CMIF (Confidential and efficient Model Inference Framework)
Novel technique introduced
CPU-based trusted execution environments (TEEs) and differential privacy (DP) have gained wide applications for private inference. Due to high inference latency in TEEs, researchers use partition-based approaches that offload linear model components to GPUs. However, dense nonlinear layers of large language models (LLMs) result in significant communication overhead between TEEs and GPUs. DP-based approaches apply random noise to protect data privacy, but this compromises LLM performance and semantic understanding. To overcome the above drawbacks, this paper proposes CMIF, a Confidential and efficient Model Inference Framework. CMIF confidentially deploys the embedding layer in the client-side TEE and subsequent layers on GPU servers.

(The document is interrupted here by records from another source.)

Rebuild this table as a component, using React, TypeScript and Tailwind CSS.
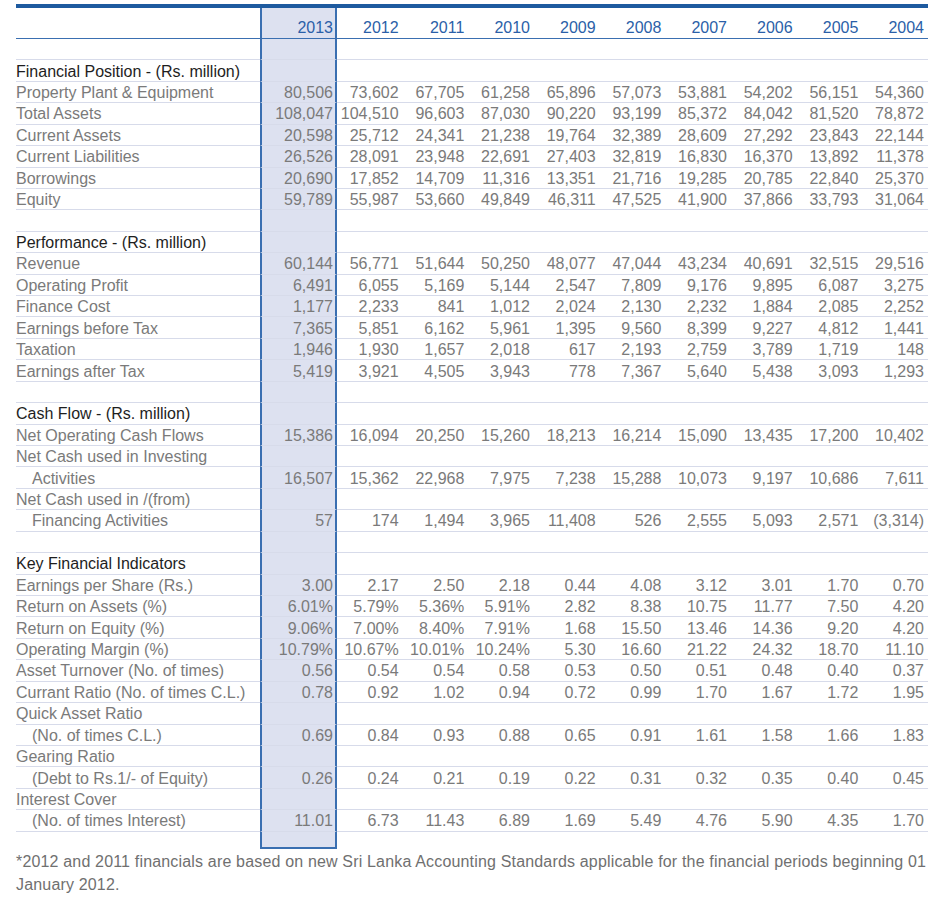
const years = ["2013", "2012", "2011", "2010", "2009", "2008", "2007", "2006", "2005", "2004"];

type Row =
  | { kind: "blank" }
  | { kind: "section"; label: string }
  | { kind: "data"; label: string; indent?: boolean; values?: string[] };

const rows: Row[] = [
  { kind: "blank" },
  { kind: "section", label: "Financial Position - (Rs. million)" },
  { kind: "data", label: "Property Plant & Equipment", values: ["80,506", "73,602", "67,705", "61,258", "65,896", "57,073", "53,881", "54,202", "56,151", "54,360"] },
  { kind: "data", label: "Total Assets", values: ["108,047", "104,510", "96,603", "87,030", "90,220", "93,199", "85,372", "84,042", "81,520", "78,872"] },
  { kind: "data", label: "Current Assets", values: ["20,598", "25,712", "24,341", "21,238", "19,764", "32,389", "28,609", "27,292", "23,843", "22,144"] },
  { kind: "data", label: "Current Liabilities", values: ["26,526", "28,091", "23,948", "22,691", "27,403", "32,819", "16,830", "16,370", "13,892", "11,378"] },
  { kind: "data", label: "Borrowings", values: ["20,690", "17,852", "14,709", "11,316", "13,351", "21,716", "19,285", "20,785", "22,840", "25,370"] },
  { kind: "data", label: "Equity", values: ["59,789", "55,987", "53,660", "49,849", "46,311", "47,525", "41,900", "37,866", "33,793", "31,064"] },
  { kind: "blank" },
  { kind: "section", label: "Performance - (Rs. million)" },
  { kind: "data", label: "Revenue", values: ["60,144", "56,771", "51,644", "50,250", "48,077", "47,044", "43,234", "40,691", "32,515", "29,516"] },
  { kind: "data", label: "Operating Profit", values: ["6,491", "6,055", "5,169", "5,144", "2,547", "7,809", "9,176", "9,895", "6,087", "3,275"] },
  { kind: "data", label: "Finance Cost", values: ["1,177", "2,233", "841", "1,012", "2,024", "2,130", "2,232", "1,884", "2,085", "2,252"] },
  { kind: "data", label: "Earnings before Tax", values: ["7,365", "5,851", "6,162", "5,961", "1,395", "9,560", "8,399", "9,227", "4,812", "1,441"] },
  { kind: "data", label: "Taxation", values: ["1,946", "1,930", "1,657", "2,018", "617", "2,193", "2,759", "3,789", "1,719", "148"] },
  { kind: "data", label: "Earnings after Tax", values: ["5,419", "3,921", "4,505", "3,943", "778", "7,367", "5,640", "5,438", "3,093", "1,293"] },
  { kind: "blank" },
  { kind: "section", label: "Cash Flow - (Rs. million)" },
  { kind: "data", label: "Net Operating Cash Flows", values: ["15,386", "16,094", "20,250", "15,260", "18,213", "16,214", "15,090", "13,435", "17,200", "10,402"] },
  { kind: "data", label: "Net Cash used in Investing" },
  { kind: "data", label: "Activities", indent: true, values: ["16,507", "15,362", "22,968", "7,975", "7,238", "15,288", "10,073", "9,197", "10,686", "7,611"] },
  { kind: "data", label: "Net Cash used in /(from)" },
  { kind: "data", label: "Financing Activities", indent: true, values: ["57", "174", "1,494", "3,965", "11,408", "526", "2,555", "5,093", "2,571", "(3,314)"] },
  { kind: "blank" },
  { kind: "section", label: "Key Financial Indicators" },
  { kind: "data", label: "Earnings per Share (Rs.)", values: ["3.00", "2.17", "2.50", "2.18", "0.44", "4.08", "3.12", "3.01", "1.70", "0.70"] },
  { kind: "data", label: "Return on Assets (%)", values: ["6.01%", "5.79%", "5.36%", "5.91%", "2.82", "8.38", "10.75", "11.77", "7.50", "4.20"] },
  { kind: "data", label: "Return on Equity (%)", values: ["9.06%", "7.00%", "8.40%", "7.91%", "1.68", "15.50", "13.46", "14.36", "9.20", "4.20"] },
  { kind: "data", label: "Operating Margin (%)", values: ["10.79%", "10.67%", "10.01%", "10.24%", "5.30", "16.60", "21.22", "24.32", "18.70", "11.10"] },
  { kind: "data", label: "Asset Turnover (No. of times)", values: ["0.56", "0.54", "0.54", "0.58", "0.53", "0.50", "0.51", "0.48", "0.40", "0.37"] },
  { kind: "data", label: "Currant Ratio (No. of times C.L.)", values: ["0.78", "0.92", "1.02", "0.94", "0.72", "0.99", "1.70", "1.67", "1.72", "1.95"] },
  { kind: "data", label: "Quick Asset Ratio" },
  { kind: "data", label: "(No. of times C.L.)", indent: true, values: ["0.69", "0.84", "0.93", "0.88", "0.65", "0.91", "1.61", "1.58", "1.66", "1.83"] },
  { kind: "data", label: "Gearing Ratio" },
  { kind: "data", label: "(Debt to Rs.1/- of Equity)", indent: true, values: ["0.26", "0.24", "0.21", "0.19", "0.22", "0.31", "0.32", "0.35", "0.40", "0.45"] },
  { kind: "data", label: "Interest Cover" },
  { kind: "data", label: "(No. of times Interest)", indent: true, values: ["11.01", "6.73", "11.43", "6.89", "1.69", "5.49", "4.76", "5.90", "4.35", "1.70"] },
];

const line = "border-b border-b-[#d7dbea]";
const hl = "bg-[#dde1f0] border-x-2 border-x-[#3a6fb1]";

export default function App() {
  return (
    <div className="bg-white min-h-[919px] pl-[16px] pt-[4px] font-['Liberation_Sans',Arial,sans-serif] text-[16px]">
      <div className="w-[912px]">
        <div className="h-[4px] bg-[#1d5a9f]" />
        <div className="grid grid-cols-[244px_77px_repeat(9,minmax(0,1fr))] grid-rows-[31px_repeat(37,21.43px)_17px]">
          {/* header */}
          <div className="border-b border-b-[#3a6fb1]" />
          {years.map((y, i) => (
            <div
              key={y}
              className={`flex items-end justify-end pb-[2px] leading-none text-[#2b5fa8] border-b border-b-[#3a6fb1] ${
                i === 0 ? `${hl} pr-[2px]` : "pr-[4px]"
              }`}
            >
              {y}
            </div>
          ))}

          {rows.map((row, r) => (
            <Line key={r} row={row} />
          ))}

          {/* bottom of highlighted column */}
          <div />
          <div className={`${hl} border-b-2 border-b-[#3a6fb1]`} />
          <div className="col-span-9" />
        </div>
        <p className="text-[#707070] leading-[23px] pt-[1px] tracking-[0.17px]">
          *2012 and 2011 financials are based on new Sri Lanka Accounting Standards applicable for the financial periods beginning 01 January 2012.
        </p>
      </div>
    </div>
  );
}

function Line({ row }: { row: Row }) {
  const label =
    row.kind === "section" ? (
      <span className="text-[#1e1e1e]">{row.label}</span>
    ) : row.kind === "data" ? (
      <span className={`text-[#7a7a7a] ${row.indent ? "pl-[16px]" : ""}`}>{row.label}</span>
    ) : null;
  const values = row.kind === "data" && row.values ? row.values : null;

  return (
    <>
      <div className={`flex items-center pt-[2px] whitespace-nowrap leading-none ${line}`}>{label}</div>
      {years.map((y, i) => (
        <div
          key={y}
          className={`flex items-center justify-end pt-[2px] whitespace-nowrap leading-none text-[#7a7a7a] ${line} ${
            i === 0 ? `${hl} pr-[2px]` : "pr-[4px]"
          }`}
        >
          {values ? values[i] : ""}
        </div>
      ))}
    </>
  );
}
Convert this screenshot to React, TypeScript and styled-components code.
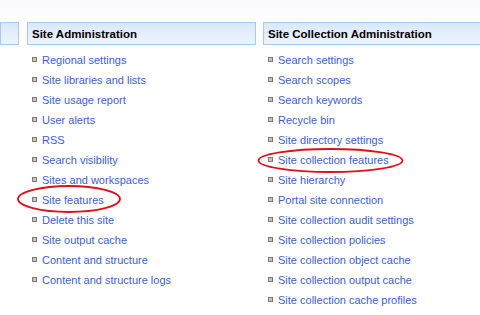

Meanwhile, it optimizes the Report-Noisy-Max mechanism to protect sensitive inputs with a slight decrease in model performance. Extensive experiments on Llama-series models demonstrate that CMIF reduces additional inference overhead in TEEs while preserving user data privacy.
Key Contributions
- CMIF framework that deploys the embedding layer + DP sanitization inside a client-side TEE while offloading remaining LLM computation to GPU servers, reducing TEE inference overhead from 6.5× to 1.54× over baseline.
- Optimized Report-Noisy-Max (RNM) text sanitization mechanism that replaces sensitive tokens with semantically coherent alternatives under differential privacy, outperforming prior DP-based methods at comparable privacy budgets.
- Dual-layer privacy protection combining TEE hardware isolation (for model/sanitizer confidentiality) with DP input obfuscation (for user query privacy), evaluated on Llama-series models.